Algumas pistas para levar dessa reflexão para a prática:

  1. Questionar os roteiros que você aprendeu

    • Que histórias de amor te formaram?

    • Que frases você ouviu sobre o que é amar?

    • Você está tentando viver um amor real ou encenar um roteiro?

  2. Diferenciar romantismo de respeito

    • Romantismo sem respeito é performance.

    • Respeito sem nenhum gesto de carinho pode virar convivência fria.
      O desafio é encontrar relações onde exista cuidado concreto e espaço para o afeto ser demonstrado, mesmo que não seja do jeito dos filmes.

  3. Conversar sobre expectativas em vez de testar o outro
    Em vez de esperar que o outro adivinhe o que você considera romântico, você pode dizer:

    • “Eu me sinto muito amada quando você faz…”

    • “Uma coisa simples que me faria bem é…”

  4. Observar quando o ideal romântico está te aprisionando

    • Você está ficando numa relação apenas pelo medo de “fracassar”?

    • Você está se anulando em nome do “amor”?

    • Você está usando a ideia de “alma gêmea” para justificar controle, ciúme ou invasão de privacidade?

Quando essas questões aparecem, pode ser hora de procurar um espaço de elaboração – terapia individual, de casal ou outros contextos de escuta – para pensar que tipo de amor você deseja alimentar e que tipo de amor você já não pode mais sustentar.

8. Conclusão: entre a fantasia e o possível

O amor romântico não é “o vilão” da história. Ele traduz o desejo humano de conexão profunda, de ser escolhido, de compartilhar a vida com alguém. O problema é quando ele se transforma em um ideal rígido que exige a nossa própria anulação.

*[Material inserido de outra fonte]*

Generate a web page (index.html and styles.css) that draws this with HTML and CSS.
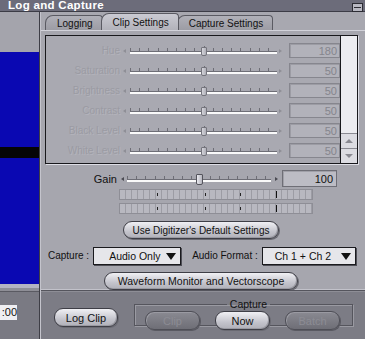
FILE: index.html
```html
<!DOCTYPE html>
<html lang="en">
<head>
    <meta charset="UTF-8">
    <meta name="viewport" content="width=device-width, initial-scale=1.0">
    <title>Log and Capture</title>
    <link rel="stylesheet" href="styles.css">
</head>
<body>
<div class="window">
    <div class="titlebar">
        <span class="title">Log and Capture</span>
        <span class="zoom-box"></span>
    </div>
    <div class="body">
        <div class="side">
            <div class="side-top"></div>
            <div class="video"><div class="video-bar"></div></div>
            <div class="side-strip"></div>
            <div class="side-bottom"><span class="timecode">:00</span></div>
        </div>
        <div class="main">
            <div class="tabs">
                <span class="tab">Logging</span>
                <span class="tab active">Clip Settings</span>
                <span class="tab">Capture Settings</span>
            </div>
            <div class="panel">
                <div class="image-box">
                    <div class="rows">
                        <div class="row"><span class="label">Hue</span><span class="end-l"></span><span class="slider"></span><span class="end-r"></span><span class="num">180</span></div>
                        <div class="row"><span class="label">Saturation</span><span class="end-l"></span><span class="slider"></span><span class="end-r"></span><span class="num">50</span></div>
                        <div class="row"><span class="label">Brightness</span><span class="end-l"></span><span class="slider"></span><span class="end-r"></span><span class="num">50</span></div>
                        <div class="row"><span class="label">Contrast</span><span class="end-l"></span><span class="slider"></span><span class="end-r"></span><span class="num">50</span></div>
                        <div class="row"><span class="label">Black Level</span><span class="end-l"></span><span class="slider"></span><span class="end-r"></span><span class="num">50</span></div>
                        <div class="row"><span class="label">White Level</span><span class="end-l"></span><span class="slider"></span><span class="end-r"></span><span class="num">50</span></div>
                    </div>
                    <div class="scrollbar">
                        <div class="track"></div>
                        <span class="arrow up"></span>
                        <span class="arrow down"></span>
                    </div>
                </div>

                <div class="gain-row">
                    <span class="gain-label">Gain</span>
                    <span class="end-l"></span>
                    <span class="slider gain"></span>
                    <span class="end-r"></span>
                    <span class="gain-value">100</span>
                </div>
                <div class="meter"></div>
                <div class="meter"></div>

                <button class="pill defaults">Use Digitizer's Default Settings</button>

                <div class="capture-row">
                    <span class="field-label">Capture :</span>
                    <span class="popup audio-only">Audio Only</span>
                    <span class="field-label">Audio Format :</span>
                    <span class="popup channels">Ch 1 + Ch 2</span>
                </div>

                <button class="pill waveform">Waveform Monitor and Vectorscope</button>
            </div>
            <div class="footer">
                <button class="pill log-clip">Log Clip</button>
                <fieldset class="capture-group">
                    <legend>Capture</legend>
                    <button class="pill small" disabled>Clip</button>
                    <button class="pill small">Now</button>
                    <button class="pill small" disabled>Batch</button>
                </fieldset>
            </div>
        </div>
    </div>
</div>
</body>
</html>
```

FILE: styles.css
```css
body {
    margin: 0;
    font-family: "Liberation Sans", Arial, sans-serif;
    font-size: 10px;
    color: #111;
    background: #a6a6ae;
}
.window {
    width: 365px;
    height: 339px;
    overflow: hidden;
    display: flex;
    flex-direction: column;
}
.titlebar {
    height: 11px;
    background: #6c6c7a;
    border-bottom: 1px solid #3c3c46;
    display: flex;
    align-items: center;
    justify-content: space-between;
    padding: 0 2px 0 8px;
}
.title {
    color: #fff;
    font-weight: bold;
    font-size: 11.5px;
    line-height: 11px;
    letter-spacing: 0.3px;
}
.zoom-box {
    width: 9px;
    height: 7px;
    margin-top: 4px;
    border: 1px solid #2c2c34;
    background: linear-gradient(#2c2c34, #2c2c34) 1px 3px / 7px 1px no-repeat, #b8b8c2;
}
.body {
    flex: 1;
    display: flex;
}

/* left video column */
.side {
    width: 39px;
    border-right: 1px solid #3e3e46;
    display: flex;
    flex-direction: column;
}
.side-top {
    height: 40px;
    background: #a4a4ac;
}
.video {
    height: 232px;
    background: #0a08b2;
    padding-top: 95px;
    box-sizing: border-box;
}
.video-bar {
    height: 11px;
    background: #050505;
}
.side-strip {
    height: 4px;
    background: #b4b4c2;
    border-bottom: 3px solid #8e8e96;
}
.side-bottom {
    flex: 1;
    background: #7a7a83;
    border-top: 1px solid #5a5a62;
    padding-top: 13px;
}
.timecode {
    display: inline-block;
    width: 17px;
    height: 15px;
    line-height: 15px;
    background: #eeeef2;
    font-size: 11px;
    text-align: right;
}

/* tabs */
.main {
    flex: 1;
    display: flex;
    flex-direction: column;
    border-left: 1px solid #c4c4cc;
}
.tabs {
    height: 18px;
    display: flex;
    align-items: flex-end;
    padding-left: 4px;
    border-bottom: 1px solid #d2d2da;
    background: #a8a8b0;
}
.tab {
    height: 14px;
    line-height: 15px;
    padding: 0 9px 0 11px;
    margin-right: -2px;
    border: 1px solid #5a5a62;
    border-bottom: none;
    border-radius: 8px 4px 0 0;
    background: linear-gradient(#b0b0b8, #9c9ca4);
}
.tab.active {
    height: 16px;
    line-height: 17px;
    background: linear-gradient(#cacad2, #b2b2ba);
    position: relative;
    z-index: 1;
}

/* clip settings panel */
.panel {
    height: 259px;
    padding: 4px 0 0 4px;
    box-sizing: border-box;
    border-bottom: 1px solid #c2c2ca;
}
.image-box {
    width: 311px;
    height: 127px;
    border: 1px solid #18181c;
    box-shadow: 1px 1px 0 #dedee6;
    display: flex;
    background: #a9a9b1;
}
.rows {
    flex: 1;
    padding-top: 7px;
    display: flex;
    flex-direction: column;
    gap: 5px;
}
.row {
    height: 15px;
    display: flex;
    align-items: center;
}
.label {
    width: 74px;
    text-align: right;
    color: #9b9ba3;
    text-shadow: 1px 1px 0 #b4b4bc;
    font-size: 10px;
}
.end-l, .end-r {
    width: 0;
    height: 0;
    border-top: 2px solid transparent;
    border-bottom: 2px solid transparent;
}
.end-l {
    margin: 0 4px 0 3px;
    border-right: 3px solid #8e8e96;
}
.end-r {
    margin: 0 0 0 2px;
    border-left: 3px solid #8e8e96;
}
.slider {
    position: relative;
    width: 147px;
    height: 9px;
    background:
        repeating-linear-gradient(to right, #6e6e76 0 1px, transparent 1px 9.2px) 0 2px / 100% 3px no-repeat,
        linear-gradient(#6e6e76, #6e6e76) 0 5px / 100% 1px no-repeat,
        linear-gradient(#fafafa, #fafafa) 0 6px / 100% 2px no-repeat;
}
.slider::before {
    content: "";
    position: absolute;
    left: 50%;
    top: 0;
    width: 1px;
    height: 5px;
    background: #6e6e76;
}
.slider::after {
    content: "";
    position: absolute;
    left: calc(50% - 3px);
    top: 1px;
    width: 4px;
    height: 7px;
    border: 1px solid #74747c;
    border-radius: 1px 1px 2px 2px;
    background: linear-gradient(to right, #d4d4da, #b0b0b8);
}
.num {
    width: 47px;
    height: 13px;
    margin-left: 7px;
    line-height: 14px;
    padding-right: 2px;
    text-align: right;
    font-size: 11px;
    color: #85858d;
    background: #b2b2ba;
    border: 1px solid #86868e;
    box-shadow: inset 1px 1px 0 #9c9ca4;
}
.scrollbar {
    width: 16px;
    border-left: 1px solid #18181c;
    background: #ececf0;
    display: flex;
    flex-direction: column;
}
.track {
    flex: 1;
}
.arrow {
    height: 14px;
    border-top: 1px solid #8a8a92;
    background: #dcdce2;
    display: flex;
    align-items: center;
    justify-content: center;
}
.arrow::before {
    content: "";
    border-left: 4px solid transparent;
    border-right: 4px solid transparent;
}
.arrow.up::before {
    border-bottom: 4px solid #8a8a92;
}
.arrow.down::before {
    border-top: 4px solid #8a8a92;
}

/* gain and meters */
.gain-row {
    height: 17px;
    margin-top: 6px;
    display: flex;
    align-items: center;
}
.gain-label {
    width: 72px;
    text-align: right;
    font-size: 11px;
}
.gain-row .end-l {
    margin: 0 3px 0 4px;
    border-right-color: #4a4a52;
}
.gain-row .end-r {
    margin-left: 4px;
    border-left-color: #4a4a52;
}
.slider.gain {
    width: 144px;
}
.slider.gain::after {
    top: 0;
    width: 5px;
    height: 9px;
    border-color: #54545c;
    background: linear-gradient(to right, #e8e8ee, #b4b4bc);
}
.gain-value {
    width: 50px;
    height: 15px;
    margin-left: 4px;
    padding-right: 3px;
    line-height: 16px;
    text-align: right;
    font-size: 11px;
    background: #bcbcc4;
    border: 1px solid #6e6e76;
    box-shadow: inset 1px 1px 0 #a0a0a8;
}
.meter {
    width: 192px;
    height: 9px;
    margin: 2px 0 0 74px;
    border: 1px solid #8e8e96;
    background:
        linear-gradient(#222, #222) 37px 3px / 1px 3px no-repeat,
        linear-gradient(#222, #222) 85px 3px / 1px 3px no-repeat,
        linear-gradient(#222, #222) 120px 3px / 1px 3px no-repeat,
        linear-gradient(#111, #111) 156px 1px / 1px 7px no-repeat,
        repeating-linear-gradient(to right, #b8b8c0 0 5px, #9c9ca4 5px 6px);
}
.meter + .meter {
    margin-top: 3px;
}

/* buttons and popups */
.pill {
    font-family: inherit;
    font-size: 10px;
    color: #111;
    height: 18px;
    padding: 0;
    border: 1px solid #3e3e46;
    border-radius: 9px;
    background: linear-gradient(#f0f0f4, #c4c4cc 60%, #b0b0b8);
    box-shadow: 1px 1px 0 #6a6a72, inset -1px -1px 0 #9a9aa2;
}
.defaults {
    display: block;
    width: 156px;
    margin: 7px 0 0 78px;
}
.capture-row {
    height: 19px;
    margin-top: 7px;
    display: flex;
    align-items: center;
}
.field-label {
    font-size: 10px;
    margin-left: 3px;
}
.popup {
    height: 18px;
    line-height: 17px;
    margin-left: 4px;
    border: 1px solid #1a1a1e;
    background: #e6e6ea;
    box-shadow: 1px 1px 0 #4e4e56;
    box-sizing: border-box;
    position: relative;
    font-size: 10.5px;
}
.popup::after {
    content: "";
    position: absolute;
    right: 4px;
    top: 5px;
    border-left: 5px solid transparent;
    border-right: 5px solid transparent;
    border-top: 7px solid #111;
}
.audio-only {
    width: 88px;
    padding-left: 15px;
    margin-right: 8px;
}
.channels {
    width: 94px;
    padding-left: 12px;
}
.waveform {
    display: block;
    width: 194px;
    margin: 7px 0 0 59px;
    font-size: 10.5px;
}

/* footer */
.footer {
    flex: 1;
    background: #7c7c85;
    border-top: 1px solid #55555d;
    box-shadow: inset 0 1px 0 #8e8e96;
    display: flex;
    align-items: flex-start;
}
.log-clip {
    width: 64px;
    height: 19px;
    margin: 17px 0 0 13px;
    font-size: 11px;
}
.capture-group {
    width: 207px;
    height: 24px;
    margin: 9px 0 0 16px;
    padding: 0 0 0 10px;
    border: 1px solid #55555d;
    box-shadow: 1px 1px 0 #9a9aa2, inset 1px 1px 0 #9a9aa2;
    display: flex;
    gap: 15px;
    align-items: flex-start;
}
.capture-group legend {
    margin: 0 auto;
    padding: 0 3px;
    font-size: 10.5px;
    line-height: 9px;
}
.small {
    width: 55px;
    height: 19px;
    margin-top: 2px;
    font-size: 11px;
}
.pill:disabled {
    color: #8c8c94;
    border-color: #4e4e56;
    background: linear-gradient(#8a8a92, #6e6e76);
    box-shadow: 1px 1px 0 #5a5a62, inset 1px 1px 0 #9a9aa2;
}
```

Romantismo, por sua vez, não é superficialidade: é a linguagem concreta do cuidado, aquilo que transforma o “eu te amo” em experiência sentida. Mas, sozinho, também não basta: sem responsabilidade afetiva, respeito e escuta, gestos românticos viram apenas uma embalagem bonita para relações vazias.

Talvez o caminho esteja em reconhecer o encanto do amor romântico, sem ser comandado por ele, e em recuperar um romantismo mais verdadeiro, feito de pequenos gestos consistentes, e não apenas de grandes cenas.

Um amor que possa sair do ideal e entrar na vida real.
Um amor que possa sair do conto de fadas e chegar ao divã – não para ser destruído, mas para ser compreendido, reposicionado, ressignificado.

Referências bibliográficas (sugestões para aprofundar o tema)

  • BAUMAN, Zygmunt. Liquid Love: On the Frailty of Human Bonds. Cambridge: Polity Press, 2003.

  • GIDDENS, Anthony. The Transformation of Intimacy: Sexuality, Love and Eroticism in Modern Societies. Cambridge: Polity Press, 1992.

  • ILLOUZ, Eva. Consuming the Romantic Utopia: Love and the Cultural Contradictions of Capitalism. Berkeley: University of California Press, 1997.

  • ILLOUZ, Eva. Why Love Hurts: A Sociological Explanation. Cambridge: Polity Press, 2012.

  • ILLOUZ, Eva. The End of Love: A Sociology of Negative Relations. New York: Oxford University Press,

  • COSTA, Sérgio. “Easy loving: romanticism and consumerism in late modernity”. Vibrant – Virtual Brazilian Anthropology, 2005.